Your instructions: Scan the data for "React" and copy the lines it appears in.

* start *

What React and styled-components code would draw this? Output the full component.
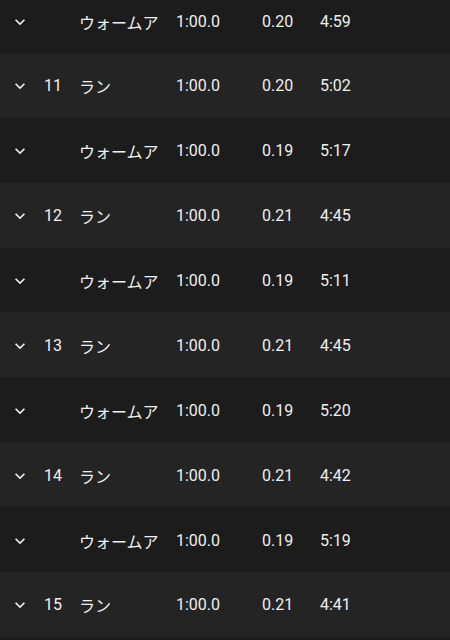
import React from "react";
import styled, { createGlobalStyle } from "styled-components";

const Global = createGlobalStyle`
  html, body { margin: 0; padding: 0; background: #1c1c1c; overflow: hidden; }
  body { font-family: Roboto, "Noto Sans CJK JP", sans-serif; }
`;

const List = styled.div`
  margin-top: -11.9px;
  display: flex;
  flex-direction: column;
`;

const Row = styled.div`
  box-sizing: border-box;
  height: 64.89px;
  display: grid;
  grid-template-columns: 20px 49px 97px 86px 58px 1fr;
  align-items: center;
  padding: 2px 0 0 10px;
  background: ${(p) => (p.$alt ? "#242424" : "#1c1c1c")};
  color: #efefef;
  font-size: 16px;
  line-height: 20px;
`;

const IconCell = styled.div`
  display: flex;
  align-items: center;
  width: 20px;
  height: 20px;
`;

const Num = styled.span`
  padding-left: 14px;
  font-family: Roboto, sans-serif;
`;

const Name = styled.span`
  font-family: "Noto Sans CJK JP", sans-serif;
`;

const Cell = styled.span`
  font-family: Roboto, sans-serif;
`;

const Chevron = () => (
  <svg width="20" height="20" viewBox="0 0 24 24" fill="#efefef">
    <path d="M7.41 8.59 12 13.17l4.59-4.58L18 10l-6 6-6-6 1.41-1.41z" />
  </svg>
);

const rows = [
  ["", "ウォームア", "1:00.0", "0.20", "4:59"],
  ["11", "ラン", "1:00.0", "0.20", "5:02"],
  ["", "ウォームア", "1:00.0", "0.19", "5:17"],
  ["12", "ラン", "1:00.0", "0.21", "4:45"],
  ["", "ウォームア", "1:00.0", "0.19", "5:11"],
  ["13", "ラン", "1:00.0", "0.21", "4:45"],
  ["", "ウォームア", "1:00.0", "0.19", "5:20"],
  ["14", "ラン", "1:00.0", "0.21", "4:42"],
  ["", "ウォームア", "1:00.0", "0.19", "5:19"],
  ["15", "ラン", "1:00.0", "0.21", "4:41"],
];

export default function App() {
  return (
    <>
      <Global />
      <List>
        {rows.map((r, i) => (
          <Row key={i} $alt={i % 2 === 1}>
            <IconCell>
              <Chevron />
            </IconCell>
            <Num>{r[0]}</Num>
            <Name>{r[1]}</Name>
            <Cell>{r[2]}</Cell>
            <Cell>{r[3]}</Cell>
            <Cell>{r[4]}</Cell>
          </Row>
        ))}
      </List>
    </>
  );
}
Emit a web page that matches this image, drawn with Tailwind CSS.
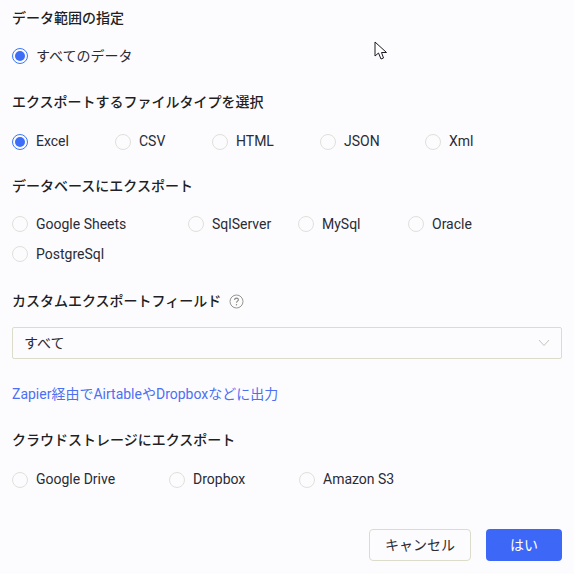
<!DOCTYPE html>
<html lang="ja">
<head>
    <meta charset="UTF-8">
    <title>エクスポート</title>
    <script src="https://cdn.jsdelivr.net/npm/@tailwindcss/browser@4"></script>
</head>
<body class="bg-[#fcfcff] font-['Roboto','Noto_Sans_CJK_JP',sans-serif] text-[14px] text-[#2b2b33]">
    <div class="relative w-[574px] h-[574px] overflow-hidden px-3">
        <!-- mouse cursor -->
        <svg class="absolute left-[374px] top-[41px]" width="14" height="20" viewBox="0 0 14 20">
            <path d="M1 1V15L4.500 12L7 18L9.500 17L7.500 11.500H12.500Z" fill="#fff" stroke="#1a1a22" stroke-width="1"/>
        </svg>

        <section class="h-[84px] pt-[9px]">
            <h2 class="h-[18px] leading-[18px] font-medium text-[#1f1f24]">データ範囲の指定</h2>
            <div class="flex items-center gap-2 mt-[20px] h-[18px]">
                <span class="flex items-center justify-center w-4 h-4 rounded-full border border-[#3b78f6]"><span class="w-[10px] h-[10px] rounded-full bg-[#3d6ef7]"></span></span>
                <span class="leading-[18px]">すべてのデータ</span>
            </div>
        </section>

        <section class="h-[84px] pt-[9px]">
            <h2 class="h-[18px] leading-[18px] font-medium text-[#1f1f24]">エクスポートするファイルタイプを選択</h2>
            <div class="grid grid-cols-[103px_97px_108px_105px_auto] mt-[20px] h-[18px]">
                <div class="flex items-center gap-2">
                    <span class="flex items-center justify-center w-4 h-4 rounded-full border border-[#3b78f6]"><span class="w-[10px] h-[10px] rounded-full bg-[#3d6ef7]"></span></span>
                    <span>Excel</span>
                </div>
                <div class="flex items-center gap-2">
                    <span class="w-4 h-4 rounded-full border border-[#e0e0da]"></span>
                    <span>CSV</span>
                </div>
                <div class="flex items-center gap-2">
                    <span class="w-4 h-4 rounded-full border border-[#e0e0da]"></span>
                    <span>HTML</span>
                </div>
                <div class="flex items-center gap-2">
                    <span class="w-4 h-4 rounded-full border border-[#e0e0da]"></span>
                    <span>JSON</span>
                </div>
                <div class="flex items-center gap-2">
                    <span class="w-4 h-4 rounded-full border border-[#e0e0da]"></span>
                    <span>Xml</span>
                </div>
            </div>
        </section>

        <section class="h-[114px] pt-[9px]">
            <h2 class="h-[18px] leading-[18px] font-medium text-[#1f1f24]">データベースにエクスポート</h2>
            <div class="grid grid-cols-[176px_110px_110px_auto] gap-y-3 mt-[20px]">
                <div class="flex items-center gap-2 h-[18px]">
                    <span class="w-4 h-4 rounded-full border border-[#e0e0da]"></span>
                    <span>Google Sheets</span>
                </div>
                <div class="flex items-center gap-2 h-[18px]">
                    <span class="w-4 h-4 rounded-full border border-[#e0e0da]"></span>
                    <span>SqlServer</span>
                </div>
                <div class="flex items-center gap-2 h-[18px]">
                    <span class="w-4 h-4 rounded-full border border-[#e0e0da]"></span>
                    <span>MySql</span>
                </div>
                <div class="flex items-center gap-2 h-[18px]">
                    <span class="w-4 h-4 rounded-full border border-[#e0e0da]"></span>
                    <span>Oracle</span>
                </div>
                <div class="flex items-center gap-2 h-[18px]">
                    <span class="w-4 h-4 rounded-full border border-[#e0e0da]"></span>
                    <span>PostgreSql</span>
                </div>
            </div>
        </section>

        <section class="pt-[10px]">
            <div class="flex items-center gap-2 h-[18px]">
                <h2 class="leading-[18px] font-medium text-[#1f1f24]">カスタムエクスポートフィールド</h2>
                <svg width="15" height="15" viewBox="0 0 15 15" fill="none">
                    <circle cx="7.500" cy="7.500" r="6.500" stroke="#96968e"/>
                    <path d="M5.600 5.900C5.600 4.800 6.400 4.100 7.500 4.100C8.600 4.100 9.400 4.800 9.400 5.800C9.400 7.200 7.500 7.200 7.500 8.800" stroke="#86867f" stroke-width="1.100"/>
                    <circle cx="7.500" cy="10.700" r="0.700" fill="#86867f"/>
                </svg>
            </div>
            <div class="flex items-center justify-between h-8 mt-[17px] w-[550px] pl-[11px] pr-[11px] border border-[#dcdccb] rounded-[2px]">
                <span>すべて</span>
                <svg width="12" height="8" viewBox="0 0 12 8" fill="none"><path d="M1 1L6 6.500L11 1" stroke="#c4c4be"/></svg>
            </div>
            <a class="block mt-[26px] h-[18px] leading-[18px] text-[#4d6ff2]">Zapier経由でAirtableやDropboxなどに出力</a>
        </section>

        <section class="pt-[28px]">
            <h2 class="h-[18px] leading-[18px] font-medium text-[#1f1f24]">クラウドストレージにエクスポート</h2>
            <div class="grid grid-cols-[157px_130px_auto] mt-[20px] h-[18px]">
                <div class="flex items-center gap-2">
                    <span class="w-4 h-4 rounded-full border border-[#e0e0da]"></span>
                    <span>Google Drive</span>
                </div>
                <div class="flex items-center gap-2">
                    <span class="w-4 h-4 rounded-full border border-[#e0e0da]"></span>
                    <span>Dropbox</span>
                </div>
                <div class="flex items-center gap-2">
                    <span class="w-4 h-4 rounded-full border border-[#e0e0da]"></span>
                    <span>Amazon S3</span>
                </div>
            </div>
        </section>

        <div class="flex justify-end gap-[15px] mt-[42px] w-[550px]">
            <button class="w-[102px] h-8 rounded-[4px] border border-[#dcdccb]">キャンセル</button>
            <button class="w-[76px] h-8 rounded-[4px] bg-[#3d68f7] text-white">はい</button>
        </div>
    </div>
</body>
</html>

* end *

Written answer:
What React and styled-components code would draw this? Output the full component.
import React from "react";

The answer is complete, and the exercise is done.